3\. I wouldn't call TV a failure yet. They obviously haven't thrown their
hobby into the forget pile just yet.

------
steventruong
1\. Keep accumulating a boat load of cash

2\. Acquire a web company (like Facebook) with that massive war chest. Zuck
may not be willing to sell now but once FB goes public, may be a different
story (not sure).

Apple doesn't have much of any web services/presence unless you count iCloud
which really isn't the same thing as FB, Google, or Amazon.

The fact that they don't really compete aside from content delivery now I
guess, makes anti-trust less of an issue. The resources and things Apple could
do with social baked in and expand would be amazing.
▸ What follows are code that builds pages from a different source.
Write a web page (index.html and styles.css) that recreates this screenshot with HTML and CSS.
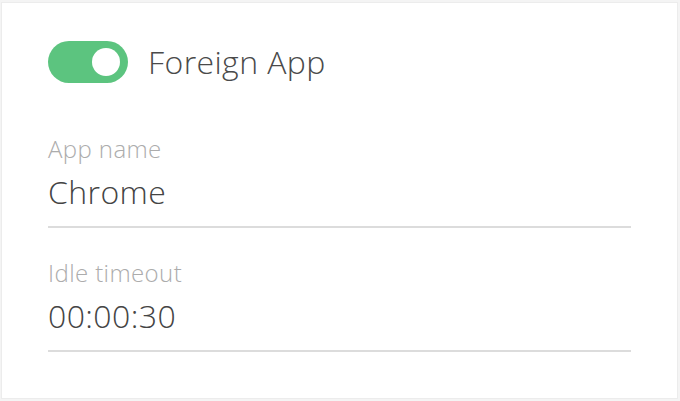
FILE: index.html
```html
<!DOCTYPE html>
<html lang="en">
<head>
    <meta charset="UTF-8">
    <title>Foreign App</title>
    <link rel="stylesheet" href="styles.css">
</head>
<body>
    <div class="card">
        <div class="switch-row">
            <span class="switch on"><span class="knob"></span></span>
            <span class="switch-label">Foreign App</span>
        </div>

        <div class="field first">
            <div class="field-label">App name</div>
            <div class="field-value">Chrome</div>
        </div>

        <div class="field">
            <div class="field-label">Idle timeout</div>
            <div class="field-value">00:00:30</div>
        </div>
    </div>
</body>
</html>
```

FILE: styles.css
```css
html, body {
    margin: 0;
    padding: 0;
    background: #f4f4f4;
}

body {
    font-family: "Open Sans", "Liberation Sans", sans-serif;
    font-weight: 300;
    letter-spacing: 0.4px;
    padding: 2px 2px 1px 1px;
}

.card {
    height: 397px;
    box-sizing: border-box;
    background: #fff;
    border: 1px solid #ececec;
    padding: 38px 46px 0 46px;
}

.switch-row {
    display: flex;
    align-items: center;
    gap: 20px;
}

.switch {
    width: 80px;
    height: 42px;
    border-radius: 21px;
    background: #5cc47f;
    display: flex;
    align-items: center;
    justify-content: flex-end;
    padding-right: 8px;
    box-sizing: border-box;
}

.knob {
    width: 28px;
    height: 28px;
    border-radius: 50%;
    background: #fff;
}

.switch-label {
    font-size: 32px;
    line-height: 42px;
    color: #4a4a4a;
}

.field {
    margin-top: 29px;
    border-bottom: 2px solid #dcdcdc;
    padding-bottom: 12px;
}

.field.first {
    margin-top: 50px;
}

.field-label {
    font-size: 24px;
    line-height: 32px;
    color: #acacac;
}

.field-value {
    margin-top: 5px;
    font-size: 32px;
    line-height: 44px;
    color: #444;
}
```
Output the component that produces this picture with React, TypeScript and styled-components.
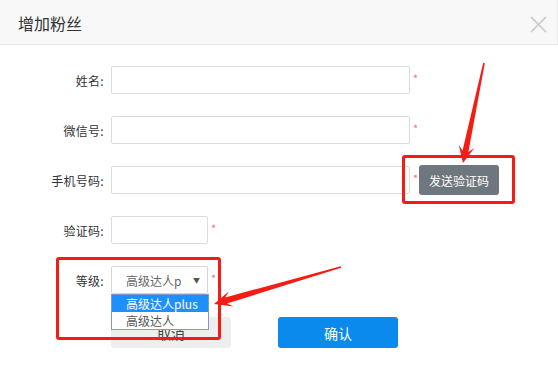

It certainly would help
them expand into other territories in the future.

------
brudgers
[My Standard Answer] Buy Disney. It is the company with which they would have
the most synergy and an investment about which people would not ask, "What's
up with that?"

------
nurik
I would set up coding and design schools in areas of the world where students
do not have access to fancy IT equipment and software etc. Then I would set up
small incubators in those areas to foster entrepreneurship. Then I would give
each Apple employee 15 days of per year to travel to those areas.

------
Lawnb0y
Trade it all in for a cube of gold a little over fifteen feet on a side.

It would be difficult to misplace, and hard to steal without people noticing.

------
alexchamberlain
A mixture of investments (angel and otherwise), bonuses and philantropy.

------
glimcat
I'd develop the technology for asteroid mining.